Когда США и их союзники готовились к вторжению в Ирак, началась очередная стадия взаимного отчуждения. Однако это коснулось, в частности, самого ЕС, потому что, как известно, Париж и Берлин выступили против войны, тогда как новые члены НАТО вроде Польши и Чехии поддержали США и Великобританию в их стремлении сменить власть в Багдаде. А противозаконная аннексия Крыма в марте 2014 года и продолжающаяся до сих пор конфронтация на востоке Украины вкупе с введенными санкциями вот уже четыре года определяют напряженные отношения ЕС с Россией.
В двусторонних форматах отношения постоянно активизируются, но сторонам остро не хватает взаимного доверия и реального сотрудничества. Для начала ЕС следовало бы рассмотреть Россию в качестве партнера в Сирии или Йемене. Сейчас же накаляется обстановка в сирийском Идлибе, и никто не может спрогнозировать, выльется ли это в очередное кровопролитие и еще более ожесточенную «прокси-войну» или же война вследствие истощения сил участвующих в ней сторон сама собой сойдет на нет. Впрочем, вот уже несколько месяцев беженцы постепенно возвращаются в Сирию из Ливана и Иордании. В этой связи Сирии необходима срочная гуманитарная поддержка. Что же касается послевоенного восстановления этой страны, то оно возможно только в сочетании с реформами. Для этого необходим минимум электричества и питьевой воды — в противном случае через несколько месяцев последует новая волна беженцев. ЕС следовало бы, по возможности, активно принимать участие в развитии ситуации в Сирии, не дожидаясь, пока другие участники поставят его перед теми или иными свершившимися фактами. В среду состоится трехсторонняя встреча представителей Турции, Ирана и России по теме сирийских беженцев. В 2016 году Турция стала партнером ЕС в этом вопросе, а Россия в любом случае играет важную роль на Ближнем Востоке. Еще буквально несколько дней назад речь шла о том, что к этому трехстороннему формату присоединятся также Германия и Франция.

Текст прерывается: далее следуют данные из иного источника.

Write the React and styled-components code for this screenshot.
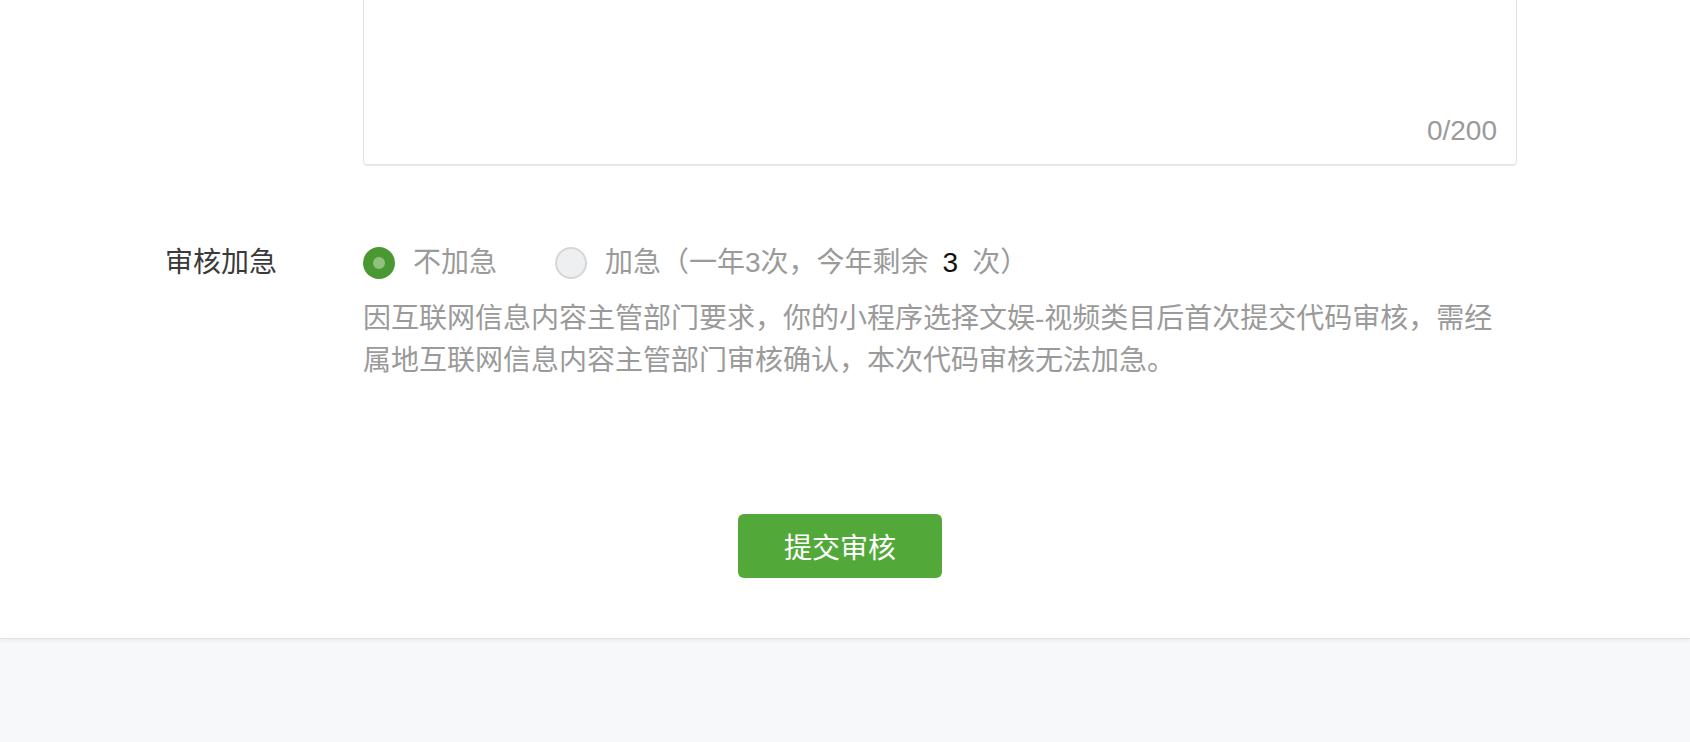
import React, { useState } from "react";
import styled, { createGlobalStyle } from "styled-components";

const Global = createGlobalStyle`
  html, body { margin: 0; padding: 0; background: #f7f8fa; overflow: hidden; }
  body { font-family: "Liberation Sans", "Noto Sans CJK SC", sans-serif; }
  * { box-sizing: border-box; }
`;

const Page = styled.div`
  width: 1690px;
  height: 742px;
  background: #f7f8fa;
  overflow: hidden;
`;

const Card = styled.div`
  margin-top: -40px;
  background: #ffffff;
  padding: 0 0 60px 0;
  border-bottom: 1px solid #dfe1e4;
  box-shadow: 0 2px 4px rgba(0, 0, 0, 0.05);
`;

const FormRow = styled.div`
  display: grid;
  grid-template-columns: 198px 1154px;
  padding-left: 165px;
  margin-top: ${(p) => p.$top || 0}px;
`;

const Label = styled.div`
  font-size: 28px;
  line-height: 42px;
  color: #3a3a3a;
`;

const TextBox = styled.div`
  position: relative;
  height: 205px;
  border: 1px solid #e1e4e8;
  border-radius: 4px;
  box-shadow: 0 1px 0 #e8eaed;
`;

const Counter = styled.span`
  position: absolute;
  right: 19px;
  bottom: 17px;
  font-size: 28px;
  line-height: 32px;
  color: #9a9a9a;
`;

const RadioGroup = styled.div`
  display: flex;
  align-items: center;
  gap: 58px;
  height: 42px;
`;

const RadioItem = styled.label`
  display: flex;
  align-items: center;
  gap: 18px;
  font-size: 28px;
  line-height: 42px;
  color: #9a9a9a;
  cursor: pointer;
`;

const Circle = styled.span`
  position: relative;
  width: 32px;
  height: 32px;
  border-radius: 50%;
  flex: none;
  background: ${(p) => (p.$checked ? "#4a9832" : "#eeeff1")};
  border: ${(p) => (p.$checked ? "none" : "2px solid #d5d6d8")};
  &::after {
    content: "";
    display: ${(p) => (p.$checked ? "block" : "none")};
    position: absolute;
    left: 10px;
    top: 10px;
    width: 12px;
    height: 12px;
    border-radius: 50%;
    background: #8fc27f;
  }
`;

const Strong = styled.span`
  color: #111;
  margin: 0 14px;
`;

const Hint = styled.p`
  margin: 14px 0 0 0;
  font-size: 28px;
  line-height: 42px;
  color: #9a9a9a;
`;

const ButtonBar = styled.div`
  display: flex;
  padding-left: 738px;
  margin-top: 132px;
`;

const SubmitButton = styled.button`
  width: 204px;
  height: 64px;
  border: none;
  border-radius: 6px;
  background: #52a93a;
  color: #ffffff;
  font-family: "Liberation Sans", "Noto Sans CJK SC", sans-serif;
  font-size: 28px;
  cursor: pointer;
`;

export default function App() {
  const [urgent, setUrgent] = useState(false);
  return (
    <Page>
      <Global />
      <Card>
        <FormRow>
          <div />
          <TextBox>
            <Counter>0/200</Counter>
          </TextBox>
        </FormRow>
        <FormRow $top={77}>
          <Label>审核加急</Label>
          <div>
            <RadioGroup>
              <RadioItem onClick={() => setUrgent(false)}>
                <Circle $checked={!urgent} />
                不加急
              </RadioItem>
              <RadioItem onClick={() => setUrgent(true)}>
                <Circle $checked={urgent} />
                <span>
                  加急（一年3次，今年剩余<Strong>3</Strong>次）
                </span>
              </RadioItem>
            </RadioGroup>
            <Hint>
              因互联网信息内容主管部门要求，你的小程序选择文娱-视频类目后首次提交代码审核，需经属地互联网信息内容主管部门审核确认，本次代码审核无法加急。
            </Hint>
          </div>
        </FormRow>
        <ButtonBar>
          <SubmitButton>提交审核</SubmitButton>
        </ButtonBar>
      </Card>
    </Page>
  );
}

Отто фон Бисмарк, один из первооткрывателей реальной политики, говорил: «География является константой истории». О возвращении географии говорилось много. Многие умные головы давно уже рассуждают о том, где в географическом, общественном и культурном плане заканчивается Европа. И это всегда было важной темой именно в контексте отношений с Россией. Шарль де Голль мечтал о сотрудничестве «от Атлантики до Урала». Осенью 2018 года мы вновь оказались в патовой ситуации в связи с вопросом — будь то на юго-востоке Европы или на востоке Украины — когда люди надеются на то, что кто-нибудь защитит их от насилия и позволит им вернуться к нормальной жизни. Ориентация приходит с востока. Совместные действия по борьбе с бедами могут начаться на Ближнем Востоке. Значение трансатлантических отношений зависит, в частности, и от этого. Потому что в Сирии сейчас сталкиваются интересы всех главных действующих лиц международной политики.